Set realistic play expectations

Don’t expect that they’ll keep busy alone for hours. Take advantage of those small amounts of time to really accomplish what you need to do (and not get sucked down a rabbit hole of social media… guilty!). Sometimes I only get 10 minutes at a time to write, but if I really focus, I can accomplish more than I expect in that amount of time. From reading a few different articles, I’ve gleaned that the average 2 year-old should be able to play independently for about 10-15 minutes and it should increase incrementally from there. However, regardless of their age, if they’re new to independent play, it’s going to take time and practice to increase their tolerance.

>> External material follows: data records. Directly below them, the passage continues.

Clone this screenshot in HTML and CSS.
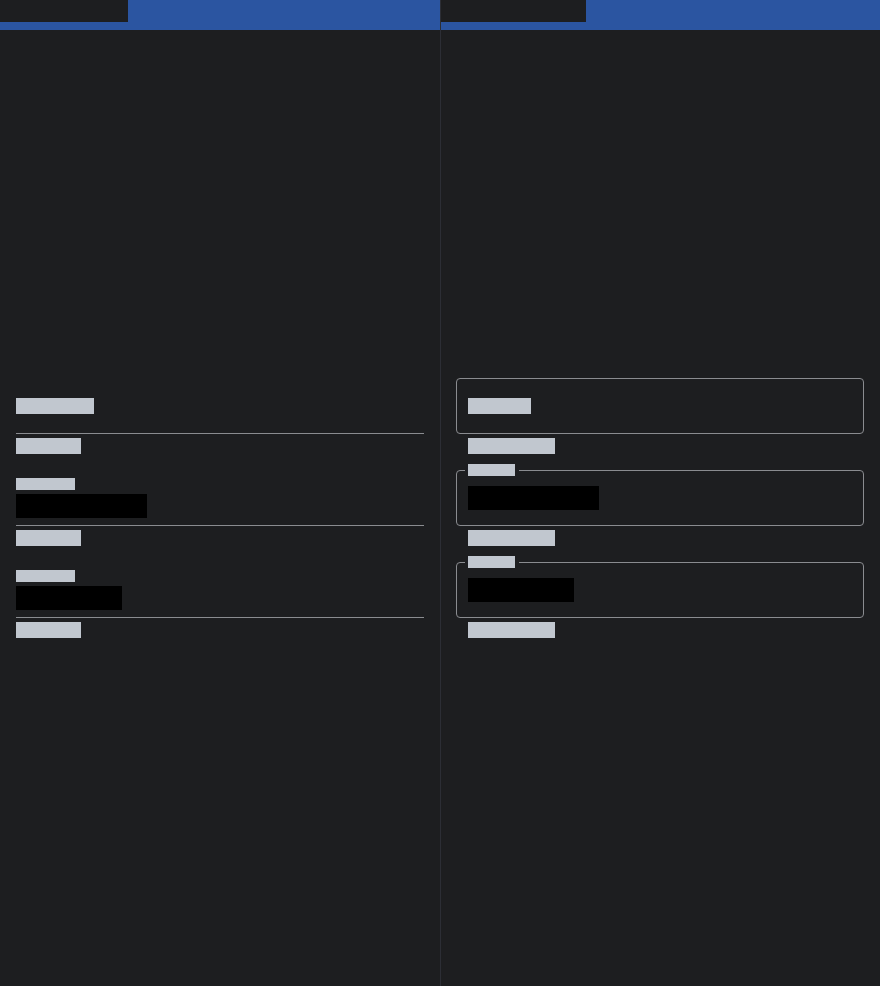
FILE: index.html
```html
<!DOCTYPE html>
<html lang="en">
<head>
    <meta charset="UTF-8">
    <meta name="viewport" content="width=device-width, initial-scale=1.0">
    <title>Text Fields</title>
    <link rel="stylesheet" href="styles.css">
</head>
<body>
    <div class="app">
        <section class="pane">
            <div class="tabbar"><div class="tab"></div></div>
            <div class="fields">
                <div class="group">
                    <div class="filled-box">
                        <span class="txt txt-md w-label"><span class="t">Label</span></span>
                    </div>
                    <span class="txt txt-md helper w-help"><span class="t">Helper</span></span>
                </div>
                <div class="group">
                    <div class="filled-box has-value">
                        <span class="txt txt-sm w-label"><span class="t">Label</span></span>
                        <span class="txt txt-lg value w-value-a"><span class="t">Some value</span></span>
                    </div>
                    <span class="txt txt-md helper w-help"><span class="t">Helper</span></span>
                </div>
                <div class="group">
                    <div class="filled-box has-value">
                        <span class="txt txt-sm w-label"><span class="t">Label</span></span>
                        <span class="txt txt-lg value w-value-b"><span class="t">Value</span></span>
                    </div>
                    <span class="txt txt-md helper w-help"><span class="t">Helper</span></span>
                </div>
            </div>
        </section>

        <section class="pane pane-outlined">
            <div class="tabbar"><div class="tab"></div></div>
            <div class="fields">
                <div class="group">
                    <div class="outlined-box">
                        <span class="txt txt-md w-label-o"><span class="t">Name</span></span>
                    </div>
                    <span class="txt txt-md helper-o w-help-o"><span class="t">Helper text</span></span>
                </div>
                <div class="group">
                    <div class="outlined-box has-value">
                        <span class="notch"><span class="txt txt-sm w-label-o"><span class="t">Name</span></span></span>
                        <span class="txt txt-lg w-value-a"><span class="t">Some value</span></span>
                    </div>
                    <span class="txt txt-md helper-o w-help-o"><span class="t">Helper text</span></span>
                </div>
                <div class="group">
                    <div class="outlined-box has-value">
                        <span class="notch"><span class="txt txt-sm w-label-o"><span class="t">Name</span></span></span>
                        <span class="txt txt-lg w-value-b"><span class="t">Value</span></span>
                    </div>
                    <span class="txt txt-md helper-o w-help-o"><span class="t">Helper text</span></span>
                </div>
            </div>
        </section>
    </div>
</body>
</html>
```

FILE: styles.css
```css
body {
    margin: 0;
    background: #1d1e20;
    font-family: 'Roboto', 'Liberation Sans', sans-serif;
}

.app {
    display: flex;
    min-height: 100vh;
}

.pane {
    width: 440px;
    box-sizing: border-box;
}

.pane-outlined {
    border-left: 1px solid #2c2e35;
}

.tabbar {
    height: 30px;
    background: #2b55a1;
}

.tab {
    width: 128px;
    height: 22px;
    background: #1d1e20;
}

.pane-outlined .tab {
    width: 145px;
}

.fields {
    padding: 348px 16px 0;
    display: flex;
    flex-direction: column;
    gap: 16px;
}

.pane-outlined .fields {
    padding-left: 15px;
}

.group {
    display: flex;
    flex-direction: column;
    align-items: flex-start;
}

/* text is drawn as solid blocks, like the test font */
.txt {
    display: block;
    height: 1em;
    color: #c1c7cf;
    background: #c1c7cf;
}

.txt .t {
    display: block;
    font-size: 0.6em;
    line-height: 1.6;
    white-space: nowrap;
}

.txt-sm { font-size: 12px; }
.txt-md { font-size: 16px; }
.txt-lg {
    font-size: 24px;
    color: #000;
    background: #000;
}

.w-label { width: 4.875em; }
.w-help { width: 4.0625em; }
.w-label-o { width: 3.95em; }
.w-help-o { width: 5.4375em; }
.w-value-a { width: 5.46em; }
.w-value-b { width: 4.42em; }

.filled-box {
    align-self: stretch;
    height: 56px;
    box-sizing: border-box;
    padding-top: 20px;
    border-bottom: 1px solid #8a8c90;
}

.filled-box.has-value {
    padding-top: 8px;
}

.filled-box .value {
    margin-top: 4px;
}

.helper {
    margin-top: 4px;
}

.outlined-box {
    position: relative;
    align-self: stretch;
    height: 56px;
    box-sizing: border-box;
    padding: 19px 11px 0;
    border: 1px solid #8a8c90;
    border-radius: 4px;
}

.outlined-box.has-value {
    padding-top: 15px;
}

.notch {
    position: absolute;
    top: -7px;
    left: 8px;
    padding: 0 4px 0 3px;
    background: #1d1e20;
}

.helper-o {
    margin-top: 4px;
    margin-left: 12px;
}
```
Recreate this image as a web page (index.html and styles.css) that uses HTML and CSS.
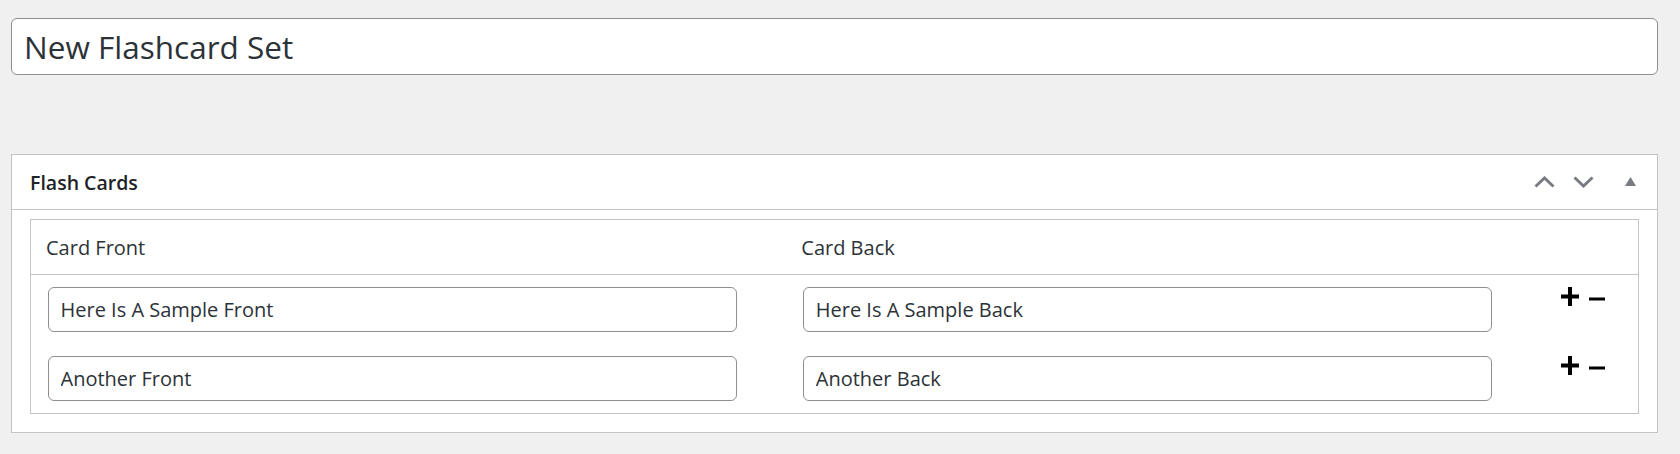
FILE: index.html
```html
<!DOCTYPE html>
<html lang="en">
<head>
<meta charset="utf-8">
<title>New Flashcard Set</title>
<link rel="stylesheet" href="styles.css">
</head>
<body>
  <div class="title-wrap">
    <input class="title-input" type="text" value="New Flashcard Set">
  </div>

  <div class="postbox">
    <div class="postbox-header">
      <h2 class="hndle">Flash Cards</h2>
      <div class="handle-actions">
        <svg class="chev chev-up" width="21" height="12" viewBox="0 0 21 12"><polyline points="1.5,10.5 10.5,2 19.5,10.5" fill="none" stroke="#787c82" stroke-width="3"/></svg>
        <svg class="chev chev-down" width="21" height="12" viewBox="0 0 21 12"><polyline points="1.5,1.5 10.5,10 19.5,1.5" fill="none" stroke="#787c82" stroke-width="3"/></svg>
        <svg class="toggle" width="11" height="9" viewBox="0 0 11 9"><polygon points="5.5,0 11,9 0,9" fill="#787c82"/></svg>
      </div>
    </div>
    <div class="inside">
      <div class="cards-table">
        <div class="row head">
          <div class="cell th">Card Front</div>
          <div class="cell th">Card Back</div>
          <div class="cell th"></div>
        </div>
        <div class="row">
          <div class="cell"><input class="card-input" type="text" value="Here Is A Sample Front"></div>
          <div class="cell"><input class="card-input" type="text" value="Here Is A Sample Back"></div>
          <div class="cell actions">
            <svg width="45" height="19" viewBox="0 0 45 19"><rect x="0" y="7.5" width="18" height="4" fill="#000"/><rect x="7" y="0" width="4" height="19" fill="#000"/><rect x="28" y="10.5" width="16" height="3" fill="#000"/></svg>
          </div>
        </div>
        <div class="row">
          <div class="cell"><input class="card-input" type="text" value="Another Front"></div>
          <div class="cell"><input class="card-input" type="text" value="Another Back"></div>
          <div class="cell actions">
            <svg width="45" height="19" viewBox="0 0 45 19"><rect x="0" y="7.5" width="18" height="4" fill="#000"/><rect x="7" y="0" width="4" height="19" fill="#000"/><rect x="28" y="10.5" width="16" height="3" fill="#000"/></svg>
          </div>
        </div>
      </div>
    </div>
  </div>
</body>
</html>
```
FILE: styles.css
```css
* { box-sizing: border-box; }
html, body { margin: 0; }
body {
  background: #f0f0f1;
  font-family: "Open Sans", "Noto Sans", sans-serif;
  color: #2c3338;
  padding: 18px 22px 0 11px;
}
.title-wrap { display: block; }
.title-input {
  display: block;
  width: 100%;
  height: 57px;
  margin: 0;
  padding: 0 12px;
  border: 1px solid #8c8f94;
  border-radius: 6px;
  background: #fff;
  font-family: inherit;
  font-size: 31.5px;
  color: #2c3338;
  outline: none;
}
.postbox {
  margin-top: 79px;
  background: #fff;
  border: 1px solid #c3c4c7;
}
.postbox-header {
  display: flex;
  align-items: center;
  height: 55px;
  border-bottom: 1px solid #c3c4c7;
  padding: 0 21px 0 18px;
}
.hndle {
  flex: 1;
  margin: 0;
  font-size: 19.5px;
  font-weight: 600;
  color: #1d2327;
}
.handle-actions {
  display: flex;
  align-items: center;
}
.chev { display: block; }
.chev-down { margin-left: 18px; }
.toggle { display: block; margin-left: 31px; margin-top: -1px; }
.inside {
  padding: 9px 18px 18px 18px;
}
.cards-table {
  border: 1px solid #c3c4c7;
}
.row {
  display: grid;
  grid-template-columns: 47% 47% 1fr;
}
.row.head {
  height: 55px;
  border-bottom: 1px solid #c3c4c7;
  align-items: center;
}
.cell {
  padding: 12px 15px;
}
.th {
  padding: 0 15px;
  font-size: 20px;
  color: #2c3338;
}
.card-input {
  display: block;
  width: 95%;
  height: 45px;
  margin: 0 1.5px;
  padding: 0 12px;
  border: 1px solid #8c8f94;
  border-radius: 6px;
  background: #fff;
  font-family: inherit;
  font-size: 20px;
  color: #2c3338;
  outline: none;
}
.actions { padding-left: 19px; }
.actions svg { display: block; }
```
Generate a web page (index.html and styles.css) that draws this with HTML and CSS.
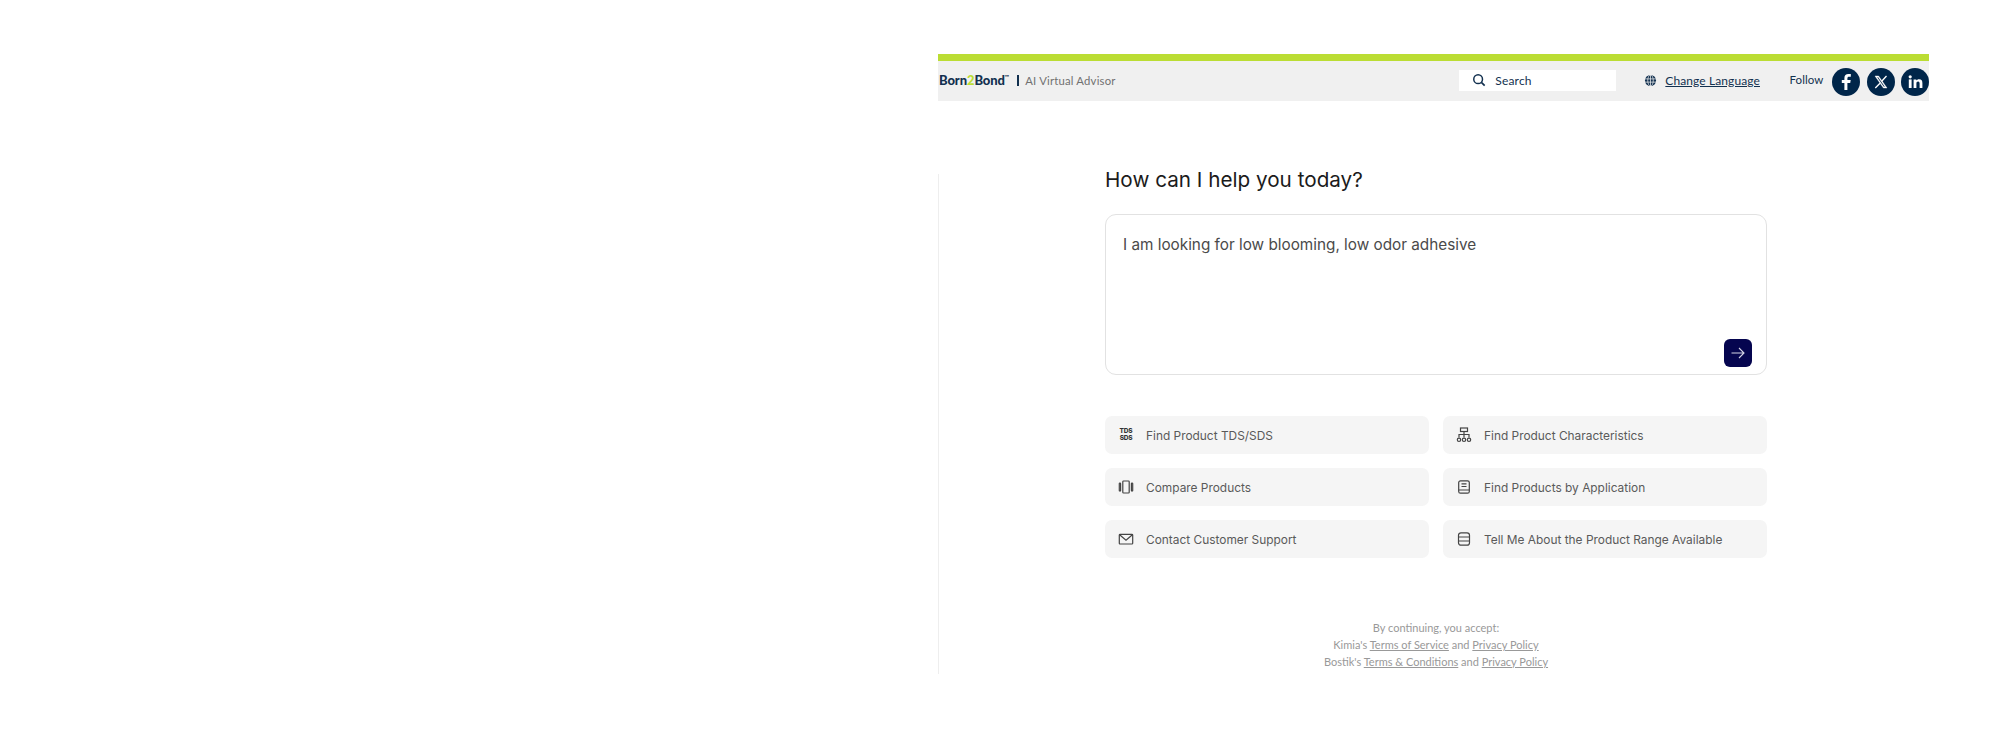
FILE: index.html
```html
<!DOCTYPE html>
<html lang="en">
<head>
<meta charset="utf-8">
<title>Born2Bond AI Virtual Advisor</title>
<link rel="stylesheet" href="styles.css">
</head>
<body>
<div class="app">
  <header class="header">
    <div class="accent"></div>
    <div class="bar">
      <div class="brand">
        <span class="logo">Born<span class="logo-two">2</span>Bond<sup class="tm">™</sup></span>
        <span class="sep"></span>
        <span class="advisor">AI Virtual Advisor</span>
      </div>
      <div class="search">
        <svg class="search-icon" viewBox="0 0 16 16" width="14" height="14"><circle cx="7" cy="7" r="5" fill="none" stroke="#12304f" stroke-width="1.7"/><path d="M10.7 10.7 14.5 14.5" stroke="#12304f" stroke-width="1.9" fill="none"/></svg>
        <span>Search</span>
      </div>
      <div class="lang">
        <svg viewBox="0 0 16 16" width="13" height="13"><circle cx="8" cy="8" r="6.8" fill="#12304f"/><path d="M1 6h14M1 10h14M8 1v14" stroke="#f0f0f0" stroke-width=".9" fill="none"/><ellipse cx="8" cy="8" rx="3.4" ry="6.8" fill="none" stroke="#f0f0f0" stroke-width=".9"/></svg>
        <a class="lang-link">Change Language</a>
      </div>
      <div class="follow">
        <span class="follow-label">Follow</span>
        <span class="social">
          <svg viewBox="0 0 28 28" width="28" height="28"><circle cx="14" cy="14" r="14" fill="#00264a"/><path d="M15.4 22v-7h2.800l.5-3h-3.300v-1.700c0-1 .4-1.600 1.700-1.600h1.700V6.100c-.5-.1-1.400-.2-2.400-.2-2.500 0-4 1.500-4 4.100V12H9.800v3h2.600v7z" fill="#fff"/></svg>
        </span>
        <span class="social">
          <svg viewBox="0 0 28 28" width="28" height="28"><circle cx="14" cy="14" r="14" fill="#00264a"/><path d="M8 8h3.600l8.400 12h-3.600z" fill="#fff" stroke="#fff" stroke-width=".4"/><path d="M19.500 8 14.700 13.300M13 15.200 8.300 20" stroke="#fff" stroke-width="1.300" fill="none"/><path d="M10.200 9.200h.9l6.700 9.600h-.9z" fill="#00264a"/></svg>
        </span>
        <span class="social">
          <svg viewBox="0 0 28 28" width="28" height="28"><circle cx="14" cy="14" r="14" fill="#00264a"/><rect x="7.800" y="11.400" width="2.800" height="8.600" fill="#fff"/><circle cx="9.200" cy="8.800" r="1.600" fill="#fff"/><path d="M12.600 11.400h2.700v1.200c.5-.8 1.500-1.400 2.800-1.400 2.500 0 3.300 1.600 3.300 4V20h-2.800v-4.200c0-1.200-.3-2.200-1.500-2.200s-1.700.9-1.700 2.200V20h-2.800z" fill="#fff"/></svg>
        </span>
      </div>
    </div>
  </header>

  <main class="main">
    <div class="content">
      <h1 class="title">How can I help you today?</h1>
      <div class="prompt">
        <p class="prompt-text">I am looking for low blooming, low odor adhesive</p>
        <button class="send" type="button" aria-label="Send">
          <svg viewBox="0 0 16 16" width="16" height="16"><path d="M1.500 8h12.500M9 3l5 5-5 5" fill="none" stroke="#d5d5e6" stroke-width="1.100"/></svg>
        </button>
      </div>
      <div class="actions">
        <div class="action">
          <span class="icon icon-text">TDS<br>SDS</span>
          <span>Find Product TDS/SDS</span>
        </div>
        <div class="action">
          <svg class="icon" viewBox="0 0 16 16" fill="none" stroke="#444" stroke-width="1.200"><rect x="4.500" y="1" width="7" height="3.500"/><path d="M8 4.500V10.500M3 10.500V7.500h10v3"/><circle cx="3" cy="12.800" r="1.700"/><circle cx="8" cy="12.800" r="1.700"/><circle cx="13" cy="12.800" r="1.700"/></svg>
          <span>Find Product Characteristics</span>
        </div>
        <div class="action">
          <svg class="icon" viewBox="0 0 16 16" fill="none" stroke="#444" stroke-width="1.200"><rect x="4.800" y="2" width="6.400" height="12" rx=".8"/><rect x="1.300" y="4" width="1.300" height="8" rx=".6"/><rect x="13.400" y="4" width="1.300" height="8" rx=".6"/></svg>
          <span>Compare Products</span>
        </div>
        <div class="action">
          <svg class="icon" viewBox="0 0 16 16" fill="none" stroke="#444" stroke-width="1.200"><rect x="2.700" y="1.800" width="10.600" height="12.400" rx="1.800"/><path d="M5.500 4.800h5M5.500 7.500h5M2.700 11h10.600"/></svg>
          <span>Find Products by Application</span>
        </div>
        <div class="action">
          <svg class="icon" viewBox="0 0 16 16" fill="none" stroke="#444" stroke-width="1.200"><rect x="1.300" y="3.300" width="13.400" height="9.700" rx=".8"/><path d="M1.600 3.800 8 9.200l6.400-5.400"/></svg>
          <span>Contact Customer Support</span>
        </div>
        <div class="action">
          <svg class="icon" viewBox="0 0 16 16" fill="none" stroke="#444" stroke-width="1.200"><rect x="2.500" y="1.800" width="11" height="12.400" rx="2.500"/><path d="M2.500 6h11M2.500 10h11"/></svg>
          <span>Tell Me About the Product Range Available</span>
        </div>
      </div>
      <footer class="legal">
        <p>By continuing, you accept:</p>
        <p>Kimia's <a>Terms of Service</a> and <a>Privacy Policy</a></p>
        <p>Bostik's <a>Terms &amp; Conditions</a> and <a>Privacy Policy</a></p>
      </footer>
    </div>
  </main>
</div>
</body>
</html>
```
FILE: styles.css
```css
* { box-sizing: border-box; }
html, body { margin: 0; height: 100%; background: #fff; }
body { font-family: "Inter", "Liberation Sans", sans-serif; overflow: hidden; }
p, h1 { margin: 0; }

.app { width: 991px; margin: 54px 0 0 938px; }

.accent { height: 7px; background: #bbdd33; }
.bar {
  height: 40px;
  background: #f0f0f0;
  display: flex;
  align-items: center;
  padding-left: 1px;
}
.brand { display: flex; align-items: center; width: 527px; padding-bottom: 2px; }
.logo { font-family: "Lato", sans-serif; font-weight: 900; font-size: 13px; color: #12304f; letter-spacing: -.1px; }
.logo-two { color: #bbdd33; }
.tm { font-size: 6px; line-height: 0; vertical-align: 6px; font-weight: 700; }
.sep { width: 2px; height: 11px; background: #12304f; margin: 0 6px 0 8px; }
.advisor { font-family: "Lato", sans-serif; font-size: 11.300px; color: #707070; letter-spacing: .2px; }

.search {
  width: 159px; height: 21px; background: #fff; margin-bottom: 2px;
  display: flex; align-items: center; gap: 9px; padding-left: 13px;
  font-family: "Lato", sans-serif; font-size: 12px; color: #12304f; letter-spacing: .2px;
}
.lang { display: flex; align-items: center; gap: 8px; margin: 0 0 2px 28px; width: 146px; font-family: "Lato", sans-serif; font-size: 12px; color: #12304f; letter-spacing: .1px; }
.lang-link { text-decoration: underline; }

.follow { display: flex; align-items: center; gap: 6.500px; margin-left: 1px; font-family: "Lato", sans-serif; font-size: 11.500px; color: #12304f; letter-spacing: .1px; }
.follow-label { margin-right: 2px; padding-bottom: 3px; }
.social { display: block; width: 28px; height: 28px; margin-top: 2px; }
.social svg { display: block; }

.main { display: flow-root; border-left: 1px solid #eeeeee; margin-top: 73px; height: 500px; padding-left: 166px; }
.content { width: 662px; }
.title { font-size: 20.700px; font-weight: 400; color: #1b1b1b; line-height: 26px; margin-top: -7px; }
.prompt {
  height: 161px; margin-top: 21px;
  border: 1px solid #e2e2e2; border-radius: 11px; background: #fff;
  padding: 20px 17px 14px; position: relative;
}
.prompt-text { font-size: 15.300px; line-height: 19px; color: #4a4a4a; }
.send {
  position: absolute; right: 14px; bottom: 7px;
  width: 28px; height: 28px; border: 0; border-radius: 6px; padding: 0;
  background: #05054f; display: flex; align-items: center; justify-content: center;
}

.actions { display: grid; grid-template-columns: 324px 324px; column-gap: 14px; row-gap: 14px; margin-top: 41px; }
.action {
  height: 38px; border-radius: 7px; background: #f5f5f5;
  display: flex; align-items: center; gap: 12px; padding-left: 13px;
  font-size: 11.900px; color: #5a5a5a;
}
.icon { flex: none; width: 16px; height: 16px; }
.icon-text { font-size: 6.500px; font-weight: 800; line-height: 7px; letter-spacing: -.2px; color: #333; display: block; text-align: center; height: auto; }

.legal { margin-top: 61px; text-align: center; font-family: "Lato", sans-serif; font-size: 11px; line-height: 17px; color: #999; }
.legal a { text-decoration: underline; }
```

Fostering Independent Play in an Effort to Not Lose My Mind | Duluth Moms Blog

A few final tips

I’m not really into setting up scenarios to play; I want the kids to be able to just look at the toys we have and come up with something on their own. However, I’ll sometimes guide them in one direction or another by offering an activity I know that they love but doesn’t require too much supervision. This obviously varies with different ages, but for my five year olds it’s usually play-doh, water play, building them a fort (just make sure it’s sturdy so you’re not having to constantly readjust falling down walls), creating a make-shift shop, stamps and washable ink, painting, etc. 

When buying gifts for birthdays or holidays, opt for open-ended toys that foster creativity and can be played with many different ways. Going along with this, I find that less is more, generally the less they have to play with the better they are at playing with what they have. This is actually something we have succeeded in doing in our house, and I truly think it has helped us have more of those unicorn moments where they’re playing independently and I am free to focus on something else for a short while.